Lon Gallagher, a Gallo spokesman, declined to comment Monday on the specifics of the job cuts at Clos du Bois. In a statement last week, he said “changing market dynamics over the past two years” led to shifting production from Clos du Bois to other area Gallo winemaking sites.

Gallo has plenty of local production space outside of Clos du Bois, which is permitted to produce up to 3.5 million gallons of wine a year at its Alexander Valley appellation site, according to operating permits. Gallo’s Dry Creek site near Healdsburg is allowed to produce 4.9 million gallons annually and its nearby winery in the small Asti community can make another 2.5 million gallons a year. In Napa County, Gallo has permission to produce 12.5 million gallons annually at its Ranch property.

“They (Gallo) have incredibly strong production assets,” said Robert Nicholson, president of International Wine Associates, a boutique advisory firm in Healdsburg for mergers and acquisitions in the wine and liquor industries.

Wine production shifting is common. For example, Foley Family Wines in Sonoma moved some winemaking from local wineries to its larger Ferrari-Carano Vineyards and Winery plant in Healdsburg that it bought last June.

The fate of Clos du Bois’s Geyserville winery seems similar to Ravenswood Winery in Sonoma, also part of the Gallo-Constellation deal. Ravenswood was founded by Joel Peterson in 1976 and made its mark with premium zinfandel. Its popularity faded in recent years. Constellation closed the Ravenswood tasting room two years ago and the winemaking site is now operated by Harlow Cellars. Gallo owns the brand rights to Ravenswood.

Clos du Bois also got away from sourcing grapes from select vineyards on its own estate in Sonoma County, Rose said. Instead, while the winery kept its bottle prices affordable, it bought less expensive grapes from across the state to make wine and put the less desirable “California” appellation on its bottle label.

“They couldn’t afford to source the fruit as Sonoma,” said Mario Zepponi, principal of Zepponi & Co., a merger and acquisition advisory firm in Santa Rosa. “It made it less important to have a Sonoma facility.”

The question now is can Gallo, the largest family-owned winery in the United States, revive the Clos du Bois brand?

Gallo’s Gallagher Monday released another statement, but wouldn’t elaborate on it.

Clos du Bois wines will continue to be produced at Gallo wineries in Sonoma County, according to the statement.

“Maintaining or improving the quality that consumers have come to know and trust is important to us,” Gallagher said in the statement.

Last week, Kevin McDonald, a Clos du Bois senior laboratory technician who was laid off, told The Press Democrat that Gallo let go 30 employees in Geyserville and kept five workers.
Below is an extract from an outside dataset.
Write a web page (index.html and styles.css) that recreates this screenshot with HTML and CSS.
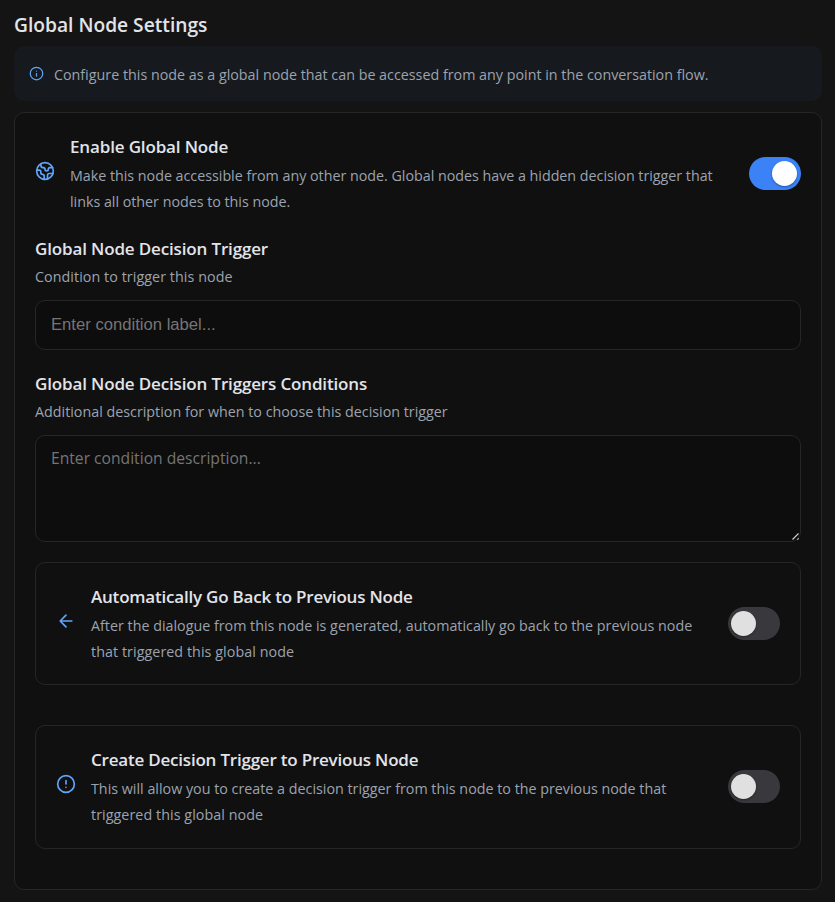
FILE: index.html
```html
<!DOCTYPE html>
<html lang="en">
<head>
<meta charset="utf-8">
<title>Global Node Settings</title>
<link rel="stylesheet" href="styles.css">
</head>
<body>
<main class="page">
  <h1 class="title">Global Node Settings</h1>
  <div class="notice">
    <svg class="icon" width="15" height="15" viewBox="0 0 24 24"><circle cx="12" cy="12" r="10"/><path d="M12 16v-4M12 8h.01"/></svg>
    <p class="text">Configure this node as a global node that can be accessed from any point in the conversation flow.</p>
  </div>
  <section class="card">
    <div class="row row-main">
      <svg class="icon" width="20" height="20" viewBox="0 0 24 24"><path d="M21.54 15H17a2 2 0 0 0-2 2v4.54"/><path d="M7 3.34V5a3 3 0 0 0 3 3a2 2 0 0 1 2 2c0 1.1.9 2 2 2a2 2 0 0 0 2-2c0-1.1.9-2 2-2h3.17"/><path d="M11 21.95V18a2 2 0 0 0-2-2a2 2 0 0 1-2-2v-1a2 2 0 0 0-2-2H2.05"/><circle cx="12" cy="12" r="10"/></svg>
      <div class="copy">
        <h2 class="heading">Enable Global Node</h2>
        <p class="text">Make this node accessible from any other node. Global nodes have a hidden decision trigger that<br>links all other nodes to this node.</p>
      </div>
      <button class="switch on" type="button" role="switch" aria-checked="true"><span class="knob"></span></button>
    </div>

    <div class="field">
      <h2 class="heading">Global Node Decision Trigger</h2>
      <p class="text hint wide">Condition to trigger this node</p>
      <input class="input" type="text" placeholder="Enter condition label...">
    </div>
    <div class="field field-area">
      <h2 class="heading">Global Node Decision Triggers Conditions</h2>
      <p class="text hint">Additional description for when to choose this decision trigger</p>
      <div class="area-wrap">
        <textarea class="input area" placeholder="Enter condition description..."></textarea>
        <svg class="grip" width="9" height="9" viewBox="0 0 9 9"><path d="M1.5 7.5 7.5 1.5M6.3 7.7 7.7 6.3"/></svg>
      </div>
    </div>

    <div class="row option">
      <svg class="icon" width="20" height="20" viewBox="0 0 24 24"><path d="m12 19-7-7 7-7M19 12H5"/></svg>
      <div class="copy">
        <h2 class="heading tight">Automatically Go Back to Previous Node</h2>
        <p class="text">After the dialogue from this node is generated, automatically go back to the previous node<br><span class="wide">that triggered this global node</span></p>
      </div>
      <button class="switch" type="button" role="switch" aria-checked="false"><span class="knob"></span></button>
    </div>
    <div class="row option">
      <svg class="icon" width="20" height="20" viewBox="0 0 24 24"><circle cx="12" cy="12" r="10"/><path d="M12 8v4M12 16h.01"/></svg>
      <div class="copy">
        <h2 class="heading tight">Create Decision Trigger to Previous Node</h2>
        <p class="text">This will allow you to create a decision trigger from this node to the previous node that<br><span class="wide">triggered this global node</span></p>
      </div>
      <button class="switch" type="button" role="switch" aria-checked="false"><span class="knob"></span></button>
    </div>
  </section>
</main>
</body>
</html>
```
FILE: styles.css
```css
* { box-sizing: border-box; }
body {
  margin: 0;
  background: #141414;
  color: #e2e4ea;
  font-family: "Segoe UI", "Open Sans", sans-serif;
  overflow: hidden;
}
h1, h2, p { margin: 0; white-space: nowrap; }
.page { height: 902px; padding: 11px 13px 0 14px; }
.title { height: 35px; font-size: 19.2px; line-height: 28px; font-weight: 600; }
.notice {
  display: flex;
  align-items: center;
  gap: 10px;
  height: 55px;
  padding: 0 15px;
  border-radius: 10px;
  background: #16191d;
}
.notice .text { padding-top: 2px; }
.icon {
  flex: none;
  fill: none;
  stroke: #60a5fa;
  stroke-width: 2;
  stroke-linecap: round;
  stroke-linejoin: round;
}
.text { font-size: 14.3px; line-height: 26px; color: #9ca3af; }
.wide { letter-spacing: 0.06px; }
.card {
  height: 778px;
  margin-top: 10.5px;
  padding: 20px;
  border: 1px solid #262626;
  border-radius: 10px;
  background: #101010;
}
.row { display: flex; align-items: center; }
.copy { flex: 1; margin-left: 15px; }
.copy .heading { margin-bottom: 3px; }
.heading { font-size: 17px; line-height: 26px; font-weight: 600; letter-spacing: -0.15px; }
.tight { letter-spacing: -0.21px; }
.row-main { height: 82px; margin-bottom: 21px; }
.row-main .copy { padding-top: 2px; }
.row-main .text { letter-spacing: -0.02px; }
.row-main .icon { margin-top: -5px; }
.switch {
  flex: none;
  display: flex;
  align-items: center;
  width: 52px;
  height: 33px;
  padding: 0 3px;
  border: 0;
  border-radius: 17px;
  background: #39383d;
}
.switch.on { justify-content: flex-end; padding-right: 4px; background: #3b82f6; }
.knob { width: 25px; height: 25px; border-radius: 50%; background: #e0e0e0; box-shadow: 0 1px 2px rgba(0, 0, 0, .35); }
.on .knob { background: #fff; }
.field { height: 135px; }
.hint { margin-top: 2px; }
.input {
  display: block;
  width: 100%;
  height: 50px;
  margin-top: 10px;
  padding: 0 15px;
  border: 1px solid #262626;
  border-radius: 10px;
  outline: 0;
  background: #0d0d0d;
  color: #e2e4ea;
  font: 16.65px "Liberation Sans", Arial, sans-serif;
}
.input::placeholder { color: #757575; }
.field-area { height: 191px; }
.area-wrap { position: relative; }
.area { height: 107px; padding: 9px 15px; font: 15.65px/26px "Segoe UI", "Open Sans", sans-serif; resize: none; }
.grip { position: absolute; right: 1px; bottom: 1px; fill: none; stroke: #d0d0d0; stroke-width: 1.1; }
.option {
  height: 123px;
  padding: 0 20px;
  border: 1px solid #262626;
  border-radius: 10px;
}
.option .copy { padding-top: 3px; }
.option .icon { margin-top: -5px; }
.option + .option { height: 123.5px; margin-top: 40.5px; }
.option + .option .copy { padding-top: 1.5px; }
```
Meanwhile, Zepponi said that other local wineries have notched turnarounds. Jean-Charles Boisset did helped revitalize DeLoach Vineyards in the Russian River Valley, Raymond Vineyards in the Napa Valley and Buena Vista Winery in Sonoma — though those are all premium brands.

“That’s a pretty good one point to,” Zepponi said of Boisset and his success reviving wineries. “It’s doable.”

Nicholson of International Wine Associates noted that Gallo’s vast resources makes it the best option to give Clos du Bois a lift.

“It’s a very strong brand,” he said. “In Gallo’s hands, it will be good.”